Puzzle Dog

Good working days have been happening lately. I’m almost afraid to inhale too deeply lest this great fortune be noticed by the world, which will certainly snatch it away. Or at least, that’s the feeling. I’m doing my level best not to look at the news cycle, and not to leave the bloody house–I know, that last bit is me anyway, but I’m turning it into a requirement instead of a preference. All I want is to be left alone to write my horrid little stories.

We’ve also found a job for Boxnoggin. Well, another job, since he’s already responsible for things like holding down the floor, yelling out the front window any time there’s activity on the street, “protecting” me during walkies, and being a giant doofus. (All of which, it must be said, he excels at.) But he wanted more, so I dug out one of Bailey’s old puzzle toys.

Now, Miss B was a smart dog. She only needed once with a toy to figure it out, and to remember. Max, of course, used pure brute force on anything puzzling, so anything with parts smaller than fist-size had to be whisked away from his gaping jaws. Boxnoggin, however, lies between these two poles.

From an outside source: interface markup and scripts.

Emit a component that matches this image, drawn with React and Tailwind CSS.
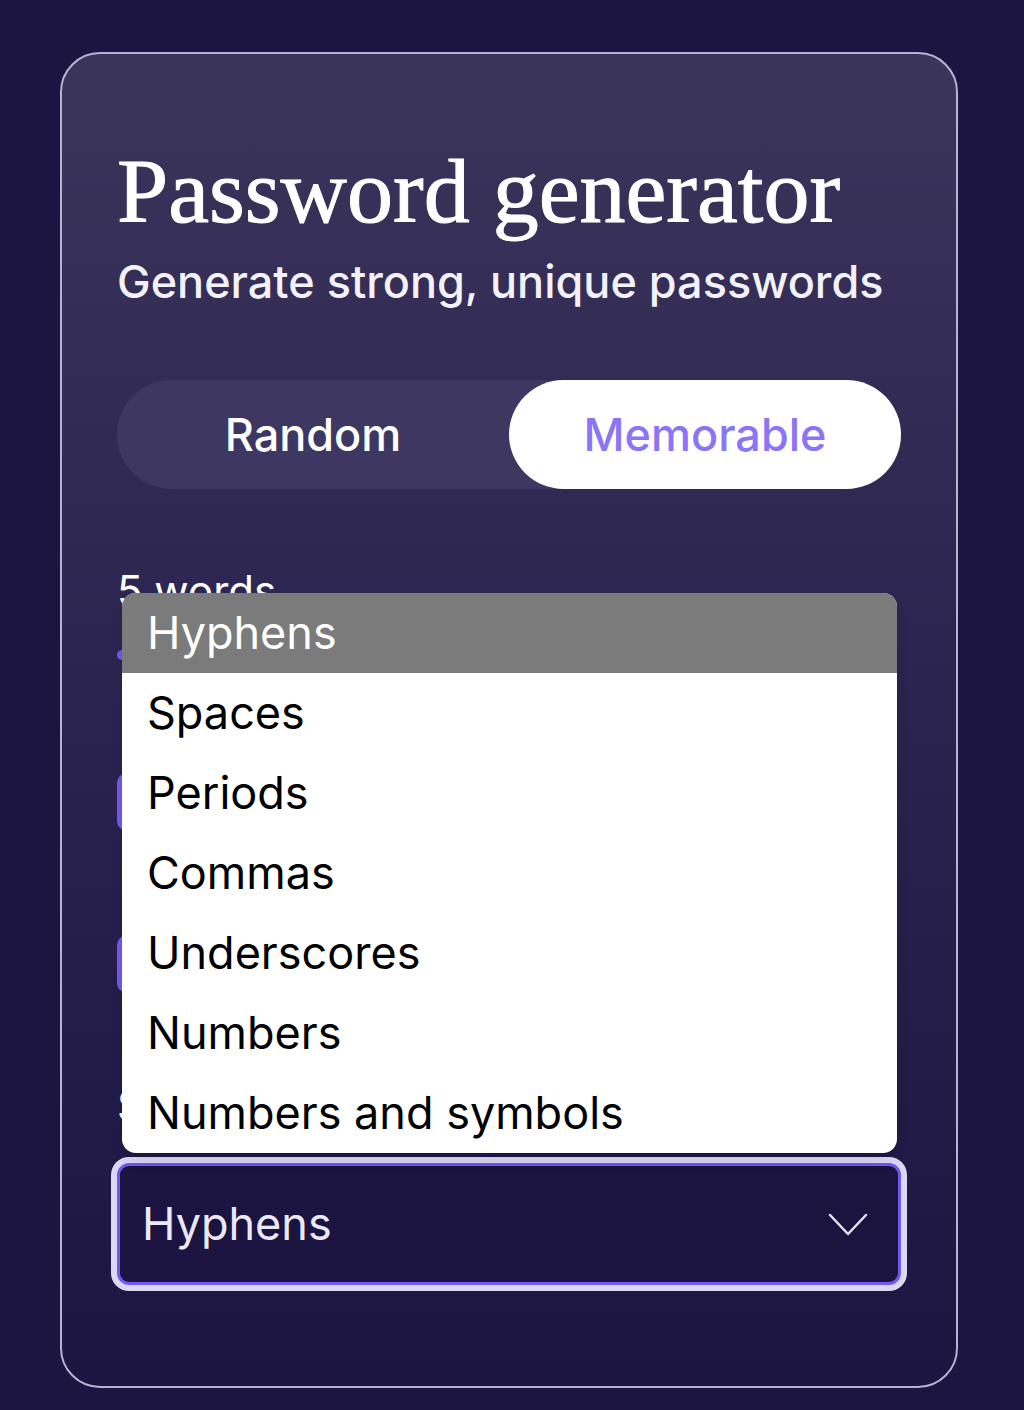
import React, { useState } from 'react';

const separators = ['Hyphens', 'Spaces', 'Periods', 'Commas', 'Underscores', 'Numbers', 'Numbers and symbols'];

const Toggle = ({ label }) => (
  <div className="flex items-center gap-6 h-[58px]">
    <div className="w-[100px] h-[58px] rounded-[10px] bg-[#7257f0] p-[6px] flex justify-end">
      <div className="w-[46px] h-[46px] rounded-[8px] bg-white"></div>
    </div>
    <span className="text-[40px] text-white">{label}</span>
  </div>
);

const App = () => {
  const [mode, setMode] = useState('memorable');
  const [separator, setSeparator] = useState('Hyphens');

  return (
    <div className="min-h-[1410px] bg-[#1c1441] pt-[52px] px-[60px] pb-[22px] font-['Inter',sans-serif]">
      <div className="relative w-[898px] h-[1336px] rounded-[40px] border-2 border-[#b9b3d3] bg-gradient-to-b from-[#3b345a] via-[#2a2350] to-[#1c1541] px-[55px] pt-[91px]">
        <h1 className="font-['Liberation_Serif',serif] text-[92px] leading-none text-white [-webkit-text-stroke:1px_white]">Password generator</h1>
        <p className="mt-[22px] text-[45px] leading-none font-medium text-[#f3f1fa]">Generate strong, unique passwords</p>

        {/* mode switch */}
        <div className="mt-[76px] h-[109px] rounded-full bg-[#3e3762] grid grid-cols-2">
          <button
            onClick={() => setMode('random')}
            className={`rounded-full text-[45px] font-medium ${mode === 'random' ? 'bg-white text-[#8b75f6]' : 'text-white'}`}
          >
            Random
          </button>
          <button
            onClick={() => setMode('memorable')}
            className={`rounded-full text-[45px] font-medium ${mode === 'memorable' ? 'bg-white text-[#8b75f6]' : 'text-white'}`}
          >
            Memorable
          </button>
        </div>

        {/* word count */}
        <div className="mt-[81px] text-[42px] leading-none text-white">5 words</div>
        <div className="mt-[38px] relative h-[10px] w-[700px] rounded-full bg-[#4a4270]">
          <div className="h-[10px] w-1/2 rounded-full bg-[#7257f0]"></div>
        </div>

        <div className="mt-[113px] flex flex-col gap-[104px]">
          <Toggle label="Capitalize" />
          <Toggle label="Include number" />
        </div>

        <div className="mt-[92px] text-[42px] leading-none text-white">Separator</div>

        {/* select */}
        <div className="mt-[36px] h-[122px] rounded-[12px] border-[3px] border-[#7257f0] ring-[6px] ring-[#dcd7f5] bg-[#1c1440] flex items-center justify-between pl-[22px] pr-[30px]">
          <span className="text-[45px] text-[#ebe9f3]">{separator}</span>
          <svg width="40" height="26" viewBox="0 0 40 26" fill="none" stroke="#e6e3f2" strokeWidth="2.5" strokeLinecap="round" strokeLinejoin="round">
            <path d="M2 4 L20 23 L38 4" />
          </svg>
        </div>

        {/* open menu */}
        <ul className="absolute left-[60px] top-[539px] w-[775px] rounded-[14px] bg-white overflow-hidden shadow-lg">
          {separators.map((s) => (
            <li
              key={s}
              onClick={() => setSeparator(s)}
              className={`h-[80px] flex items-center pl-[25px] text-[45px] ${s === separator ? 'bg-[#7b7b7b] text-white' : 'text-black'}`}
            >
              {s}
            </li>
          ))}
        </ul>
      </div>
    </div>
  );
};

export default App;
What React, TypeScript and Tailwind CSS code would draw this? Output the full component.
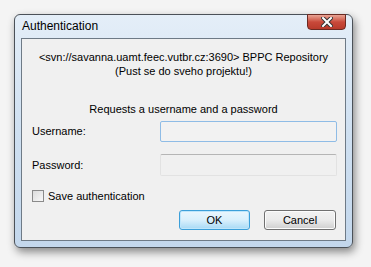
export default function App() {
  return (
    <div className="w-[371px] h-[267px] bg-[#f4f4f4] pt-[14px] pl-[14px] font-['Liberation_Sans',sans-serif] text-[11px] text-black">
      <div className="w-[339px] h-[234px] rounded-[6px] border border-[#4b5158] bg-gradient-to-b from-[#e4eef8] via-[#cfe0f1] to-[#c3d7ec] shadow-[2px_4px_8px_rgba(0,0,0,0.45)] flex flex-col">
        {/* title bar */}
        <div className="h-[23px] flex items-start justify-between pl-[7px] pr-[6px]">
          <span className="mt-[4px] text-[12px] leading-[14px] text-black">Authentication</span>
          <div className="-mt-px w-[39px] h-[16px] rounded-b-[4px] border border-[#6b2a22] bg-gradient-to-b from-[#e8a394] via-[#c9493a] to-[#b83a2b] flex items-center justify-center">
            <svg width="12" height="10" viewBox="0 0 12 10">
              <path d="M2 1 L10 9 M10 1 L2 9" stroke="#333" strokeWidth="4" strokeLinecap="square" />
              <path d="M2 1 L10 9 M10 1 L2 9" stroke="#fff" strokeWidth="2" strokeLinecap="square" />
            </svg>
          </div>
        </div>
        {/* client area */}
        <div className="mx-[6px] w-[325px] h-[203px] border border-[#6e7a86] bg-[#f0f0f0] flex flex-col">
          <div className="mt-[11px] text-center leading-[14px] whitespace-nowrap">
            &lt;svn://savanna.uamt.feec.vutbr.cz:3690&gt; BPPC Repository
          </div>
          <div className="text-center leading-[14px]">(Pust se do sveho projektu!)</div>
          <div className="mt-[24px] text-center leading-[14px]">Requests a username and a password</div>
          <div className="mt-[5px] flex items-center justify-between pl-[10px] pr-[8px]">
            <span>Username:</span>
            <div className="w-[177px] h-[21px] rounded-[2px] border border-[#8fbce6] bg-[#f2f2f2]" />
          </div>
          <div className="mt-[12px] flex items-center justify-between pl-[10px] pr-[8px]">
            <span>Password:</span>
            <div className="w-[177px] h-[22px] rounded-[2px] border border-[#e2e2e2] border-t-[#b5b5b5] bg-[#f0f0f0]" />
          </div>
          <div className="mt-[13px] flex items-center pl-[10px]">
            <div className="w-[12px] h-[12px] border border-[#8a8a8a] bg-gradient-to-br from-[#dcdcdc] to-[#f8f8f8]" />
            <span className="ml-[4px] leading-[14px]">Save authentication</span>
          </div>
          <div className="mt-[7px] flex justify-end gap-[14px] pr-[9px]">
            <div className="w-[71px] h-[20px] rounded-[3px] border border-[#3c9fd9] bg-gradient-to-b from-[#eaf6fd] via-[#d9f0fc] to-[#a7d9f5] shadow-[inset_0_0_0_1px_#bfe6fb] flex items-center justify-center leading-[14px]">
              OK
            </div>
            <div className="w-[72px] h-[20px] rounded-[3px] border border-[#707070] bg-gradient-to-b from-[#f2f2f2] via-[#ebebeb] to-[#cfcfcf] shadow-[inset_0_0_0_1px_#fcfcfc] flex items-center justify-center leading-[14px]">
              Cancel
            </div>
          </div>
        </div>
      </div>
    </div>
  );
}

He isn’t as bright as Bailey, but he’s also not as dim as Max–gods love that bulldog, but his brain was so occupied with piloting his unwieldy corkscrew body through space, there was little to nothing left over for any complex cognitive task.

All of which means dear ol’ van der Sploot is at just about the perfect amount of mental horsepower to get a lot of fun out of this particular puzzle. He has to get an upside-down plastic cup out of its socket in order to turn the top disc of the thing and gain the other half of the kibble inside, and so far he’s accidentally solved it, occasionally deliberately solved it, and forgotten the trick to the solution each and every time. The half-hour of crunching, slobbering, nosing, and pawing wears him out so badly he naps for the rest of the day, and when he finally solves this toy reliably I’ll switch him to another puzzle until he forgets the first.

It’s good to have a plan.

We’re all amazed, frankly. The Princess can’t get over how quiet and well-behaved Boxnoggin is after a session spent dislodging kibble from the damn thing, and he apparently loves it, to judge by how hard he begs for it to be filled and set on the floor. The Prince is fascinated, watching Box try to figure the damn thing out. (And helping a bit when he gets frustrated, because in this house we don’t let people flounder if we can help them.) I’m just happy for the peace and quiet; I thought we were going to have to do four training sessions a day with Bailey gone.

She kept Box corralled, and while he was thinking of weird things for her to herd him out of, he wasn’t getting into trouble. Much.

I suppose I should finish my coffee and get him walked–another important component of keeping him out of mischief. There are bergenias to get planted as well today, since my writing partner was kind enough to break off a few clumps for me. They do well in Pacific Northwest conditions, and I might even have one inside since I’ve got the grow lights going and a little room on the coffee table. There’s wordcount to be done today, and some CEs landed too. Those are afternoon problems, and I’ve a whole morning to get through.

I will never be as happy with anything as Boxnoggin is with a handful of kibble in an elaborately designed plastic dish. Still, left to myself, I am content.